Batman owned the Criterion in The Dark Knight, but could he do anything about British Telecom? Savini at Criterion, an Italian restaurant, waited four months for an internet connection and telephone line as they prepared to launch this year; when it arrived they gave BT what must be the worst review in the history of telecommunications: ‘This wouldn’t happen in Italy.’
It ruined the launch, they said. They couldn’t invite actors, except by pigeon post. And because actors are, in restaurant marketing terms, signposts — and they do look like signposts, specifically Monagasque signposts — no one knew Savini was there. It has no constituency. It is George Galloway, who has inexplicably blocked me on -Twitter.

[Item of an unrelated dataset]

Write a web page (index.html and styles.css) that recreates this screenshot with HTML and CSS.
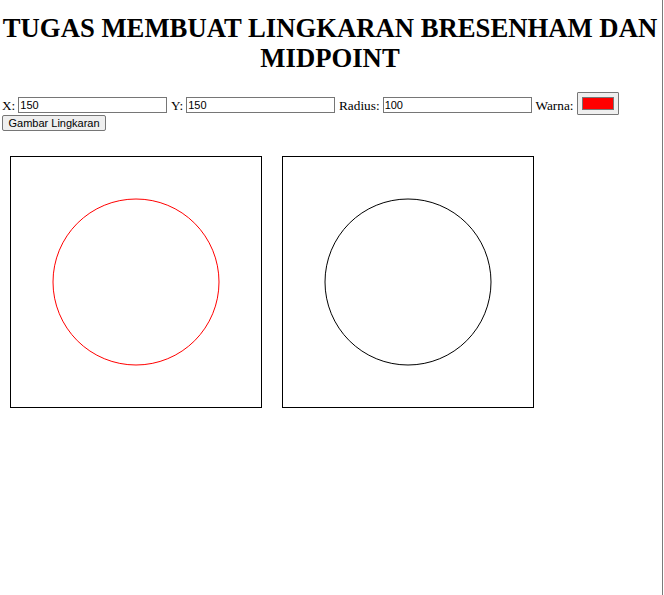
FILE: index.html
```html
<!DOCTYPE html>
<html>
<head>
<meta charset="utf-8">
<title>Lingkaran Bresenham dan Midpoint</title>
<link rel="stylesheet" href="styles.css">
</head>
<body>
<h1 class="title">TUGAS MEMBUAT LINGKARAN BRESENHAM DAN MIDPOINT</h1>
<div class="controls">
  <div class="row">
    <label class="lbl">X:</label>
    <input class="field" type="text" value="150">
    <label class="lbl">Y:</label>
    <input class="field" type="text" value="150">
    <label class="lbl">Radius:</label>
    <input class="field" type="text" value="100">
    <label class="lbl">Warna:</label>
    <span class="color"><span class="swatch"></span></span>
  </div>
  <button class="btn" type="button">Gambar Lingkaran</button>
</div>
<div class="canvases">
  <div class="canvas">
    <svg width="250" height="250" viewBox="0 0 250 250"><circle cx="125" cy="125" r="83" fill="none" stroke="#ff0000" stroke-width="1"/></svg>
  </div>
  <div class="canvas">
    <svg width="250" height="250" viewBox="0 0 250 250"><circle cx="125" cy="125" r="83" fill="none" stroke="#000000" stroke-width="1"/></svg>
  </div>
</div>
</body>
</html>
```

FILE: styles.css
```css
html {
  height: 100%;
  background: #ffffff;
}
body {
  margin: 0;
  min-height: 100%;
  width: 663px;
  box-sizing: border-box;
  border-right: 1px solid #7a7a7a;
  font-family: "Liberation Serif", "Times New Roman", serif;
  font-size: 13.3px;
  color: #000;
}
.title {
  font-size: 26.7px;
  line-height: 30px;
  font-weight: bold;
  text-align: center;
  margin: 13px 0 18px;
  padding-right: 2px;
}
.controls {
  padding-left: 2px;
}
.row {
  display: flex;
  align-items: center;
  height: 24px;
}
.lbl {
  margin-right: 3px;
  line-height: 15px;
  padding-top: 4px;
}
.field {
  box-sizing: border-box;
  width: 149px;
  height: 16px;
  margin: 4px 3.8px 0 0;
  padding: 0 1px;
  border: 1px solid #767676;
  font-family: "Liberation Sans", Arial, sans-serif;
  font-size: 11px;
  color: #000;
  background: #fff;
}
.color {
  box-sizing: border-box;
  display: flex;
  width: 42px;
  height: 23px;
  padding: 4px 4px;
  border: 1px solid #767676;
  background: #efefef;
  border-radius: 1px;
  margin-left: 1px;
}
.swatch {
  flex: 1;
  background: #ff0000;
  border: 1px solid #777;
}
.btn {
  display: block;
  box-sizing: border-box;
  height: 16px;
  margin: 0;
  padding: 0 5.5px;
  border: 1px solid #767676;
  border-radius: 2px;
  background: #efefef;
  font-family: "Liberation Sans", Arial, sans-serif;
  font-size: 11px;
  line-height: 13px;
  color: #000;
}
.canvases {
  display: flex;
  gap: 20px;
  margin: 25px 0 0 10px;
}
.canvas {
  width: 250px;
  height: 250px;
  border: 1px solid #000;
}
.canvas svg {
  display: block;
}
```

But I am too gloomy. The Criterion is, from the street, the most beautiful restaurant in London; it walked out of Paris and washed France off its face. Unfortunately — and this is cruelty to plagiarism, pastiche and facade — the street is Piccadilly Circus. So of course no one knows it is there; I doubt anyone ever did, after the creation of the 767 square metre electronic advertising hoarding that manages to make Piccadilly Circus an ideal setting for the apocalypse with pigeons raining from the sky. What Second Empire dining room with neo-Byzantine interiors can compete with ‘Coca-Cola’ written in stupidly large letters and tourists mouthing, ‘Those are really big letters! I’m so glad I came to London’? I lay so much harm at the door of advertising. And now it has cowed the Criterion, and starved it of light, which annoys me, because the suffragettes came here, and loathed men for their oblivious misogyny, and their female acolytes for the same, and then stuffed their faces, which is also what I did.